Thanks for noticing! When we leave the house we sometimes drive by the front and say "look at how nice the front of the house is looking." The shiny steps are just a little added something now.
4/9/2012 at 8:56 PM
Nice! Looks much better.

For some reason, though, I seem to no longer be getting updates from you guys in my Google Reader. I can't seem to understand why. I'll try re-subscibing...
I am fed up with Google Reader and Feed Burner. For whatever reason they seem to be duplicating constantly for some people and then not showing up for others. They are essentially a giant black box to web developers and have no good way to debug or track what is wrong. And the thing I hate more than anything, it only seems to be an issue with our blog. Grrr. So frustrating. Hopefully I can get to the bottom of it before too long.
4/9/2012 at 9:32 PM
From Mike (not Sandy), Scooby Do to the rescue (again).
Some habits die hard. :-)
4/11/2012 at 1:16 PM
There's not much you guys don't know. This is a great book on architectural metals; covers standing seam metal roofs too. Best metal resource I know: Metals in America's Historic Buildings by Gail, Look and Waite (NPS). They mention zinc-rich primers as a good base for alkyds over cast iron.
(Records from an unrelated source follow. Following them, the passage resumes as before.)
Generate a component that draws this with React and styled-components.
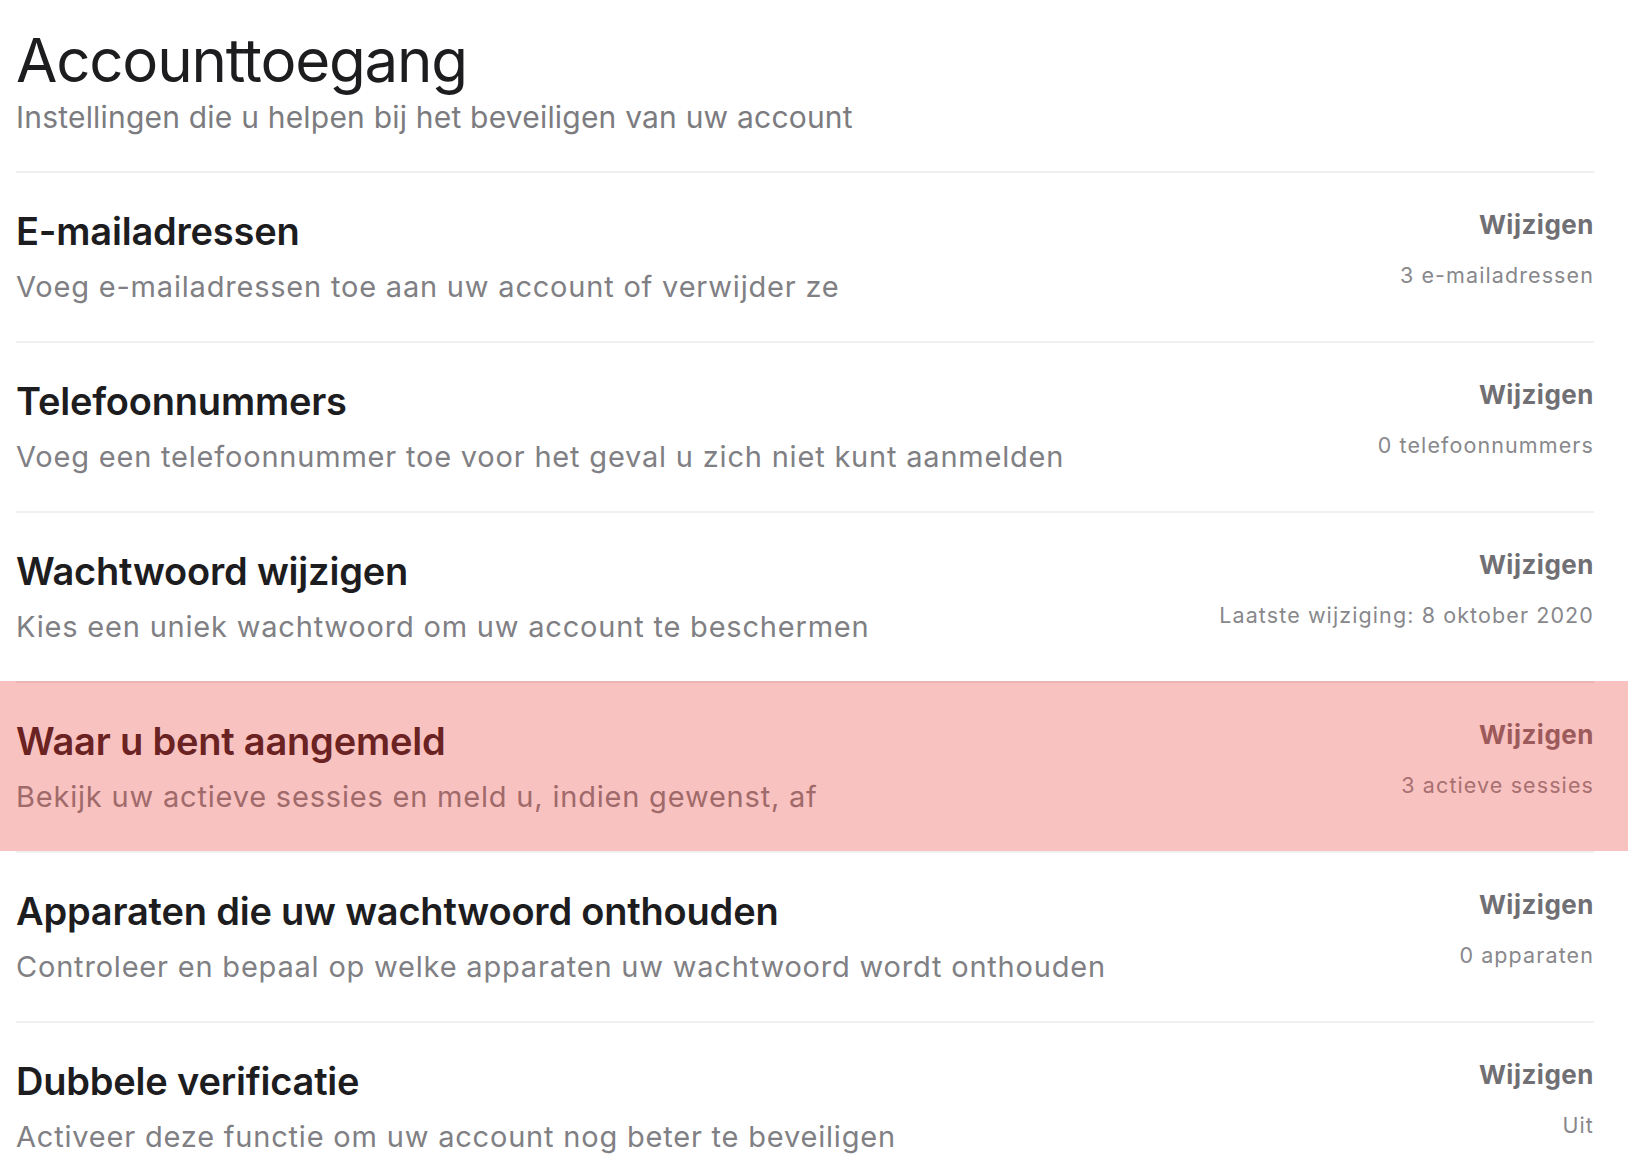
import React from 'react'
import styled, { createGlobalStyle } from 'styled-components';

const GlobalStyle = createGlobalStyle`
  body {
    margin: 0;
    background: #ffffff;
    font-family: Inter, "Noto Sans", sans-serif;
    -webkit-font-smoothing: antialiased;
  }
`;

const rows = [
    { title: 'E-mailadressen', desc: 'Voeg e-mailadressen toe aan uw account of verwijder ze', info: '3 e-mailadressen' },
    { title: 'Telefoonnummers', desc: 'Voeg een telefoonnummer toe voor het geval u zich niet kunt aanmelden', info: '0 telefoonnummers' },
    { title: 'Wachtwoord wijzigen', desc: 'Kies een uniek wachtwoord om uw account te beschermen', info: 'Laatste wijziging: 8 oktober 2020' },
    { title: 'Waar u bent aangemeld', desc: 'Bekijk uw actieve sessies en meld u, indien gewenst, af', info: '3 actieve sessies', highlight: true },
    { title: 'Apparaten die uw wachtwoord onthouden', desc: 'Controleer en bepaal op welke apparaten uw wachtwoord wordt onthouden', info: '0 apparaten' },
    { title: 'Dubbele verificatie', desc: 'Activeer deze functie om uw account nog beter te beveiligen', info: 'Uit' },
];

function App() {
    return (
        <>
            <GlobalStyle />
            <Page>
                <Header>
                    <Title>Accounttoegang</Title>
                    <Subtitle>Instellingen die u helpen bij het beveiligen van uw account</Subtitle>
                </Header>
                {rows.map((r) => (
                    <Row key={r.title} $highlight={r.highlight}>
                        <Texts>
                            <RowTitle $highlight={r.highlight}>{r.title}</RowTitle>
                            <RowDesc $highlight={r.highlight}>{r.desc}</RowDesc>
                        </Texts>
                        <Side>
                            <Change $highlight={r.highlight}>Wijzigen</Change>
                            <Info $highlight={r.highlight}>{r.info}</Info>
                        </Side>
                    </Row>
                ))}
            </Page>
        </>
    )
}

const Page = styled.div`
    padding: 0 34px 0 16px;
`;

const Header = styled.div`
    padding: 30px 0 37px;
`;

const Title = styled.h1`
    margin: 0;
    font-size: 60px;
    line-height: 60px;
    font-weight: 400;
    letter-spacing: -1.2px;
    color: #1d1d1f;
`;

const Subtitle = styled.p`
    margin: 10px 0 0;
    font-size: 30px;
    line-height: 34px;
    color: #7c7c80;
    letter-spacing: 0.2px;
`;

const Row = styled.div`
    display: flex;
    justify-content: space-between;
    align-items: flex-start;
    padding: 35px 0 37px;
    border-top: 2px solid rgba(0, 0, 0, 0.06);
    background: ${p => p.$highlight ? '#f8c2c1' : 'transparent'};
    box-shadow: ${p => p.$highlight ? '-16px 0 0 #f8c2c1, 34px 0 0 #f8c2c1' : 'none'};
`;

const Texts = styled.div`
    display: flex;
    flex-direction: column;
    gap: 16px;
`;

const RowTitle = styled.div`
    font-size: 38px;
    line-height: 46px;
    font-weight: 600;
    letter-spacing: -0.2px;
    color: ${p => p.$highlight ? '#6b2222' : '#1d1d1f'};
`;

const RowDesc = styled.div`
    font-size: 29px;
    line-height: 34px;
    letter-spacing: 0.8px;
    color: ${p => p.$highlight ? '#a06a6a' : '#808084'};
`;

const Side = styled.div`
    display: flex;
    flex-direction: column;
    align-items: flex-end;
    gap: 22px;
    padding-top: 2px;
`;

const Change = styled.div`
    font-size: 26px;
    line-height: 30px;
    font-weight: 700;
    letter-spacing: 0.5px;
    color: ${p => p.$highlight ? '#9c5a5a' : '#707074'};
`;

const Info = styled.div`
    font-size: 21.5px;
    line-height: 26px;
    letter-spacing: 1.1px;
    color: ${p => p.$highlight ? '#a87070' : '#88888c'};
`;

export default App;
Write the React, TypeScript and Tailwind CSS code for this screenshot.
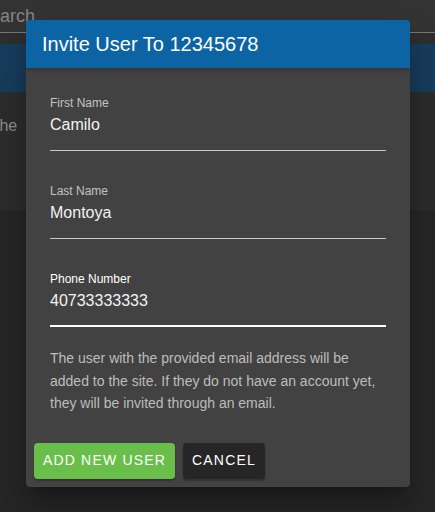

I'll look it up, sounds like it has some good reference items. Thanks for the tip.
4/13/2012 at 5:23 PM
Very interesting post and the stairs look great!
Thanks so much, Tyler!
4/23/2012 at 8:23 PM
Alex, I figured out that for whatever reason, I wasn't subscribed to your blog anymore, so I just re-added the subscription, and now I'm getting the notices again. Also, I do get a lot of duplicate posts from your blog for whatever reason, but I don't think it's just yours. I guess I can't complain too much about a free service, right? I still have all my blogs bookmarked separately.